XML::PatAct::PatternTempl BETA
XML::PatAct::ActionTempl BETA
PatternTempl and ActionTempl are template files that
pattern/action module writers can copy to create new modules.
See Creating PatAct Modules for more information.
DOCUMENTS
sax-2.0.html, sax-2.0-adv.html
PerlSAX 2.0 bindings. Maintained by Robin Berjon and the
XML-Perl mailing list.
PerlSAX
This document defines a Perl binding to SAX 1.0. PerlSAX-
based parser modules implement and possibly extend the
interface described in PerlSAX.
UsingPerlSAX
A brief introduction to PerlSAX using the XML::Parser::PerlSAX
module.
UsingPatActModules
Describes how to use pattern/action modules to transform XML
instances.
CreatingPatActModules
A document for module writers who are writing new pattern/
action modules.
modules.xml
modules.xml contains a listing of all Perl XML packages and
their public modules categorized by several topics.
INSTALLATION
In order to use this package you will need Perl version 5.005 or
better.
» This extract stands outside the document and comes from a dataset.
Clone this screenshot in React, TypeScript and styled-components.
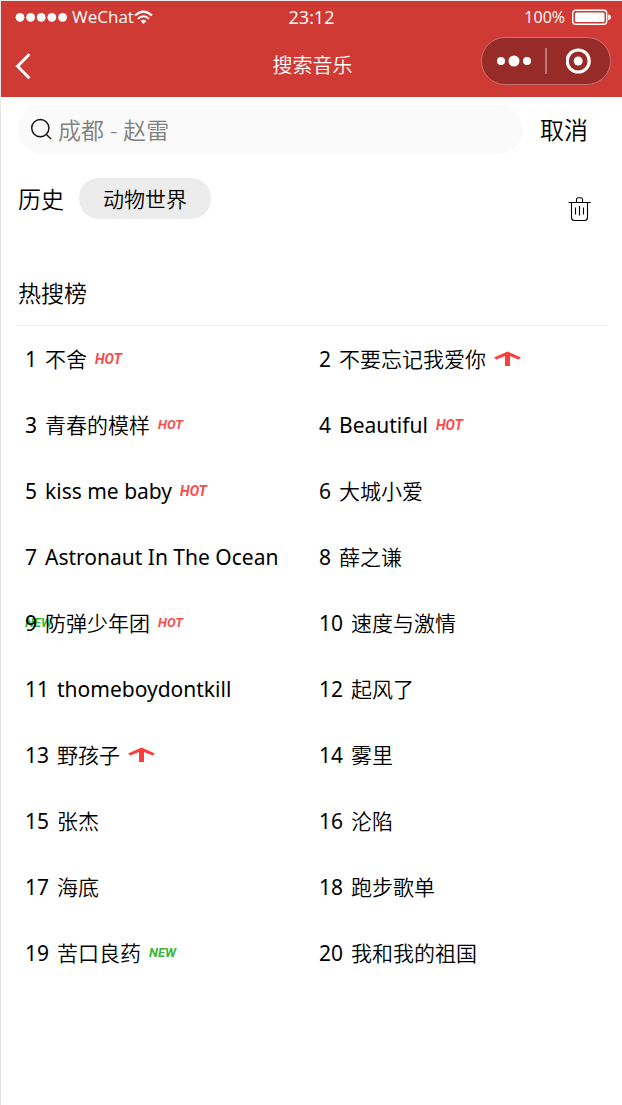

Several other modules may also be required to use some
modules in libxml-perl, including XML::Parser, XML::DOM, and
XML::Grove. These are all available in the XML module directory
on CPAN.
You install libxml-perl, as you would install any perl module
library, by running these commands:
perl Makefile.PL
make
make test
make install
If you want to install a private copy of libxml-perl in your home
directory, then you should try to produce the initial Makefile
with something like this command:
perl Makefile.PL PREFIX=~/perl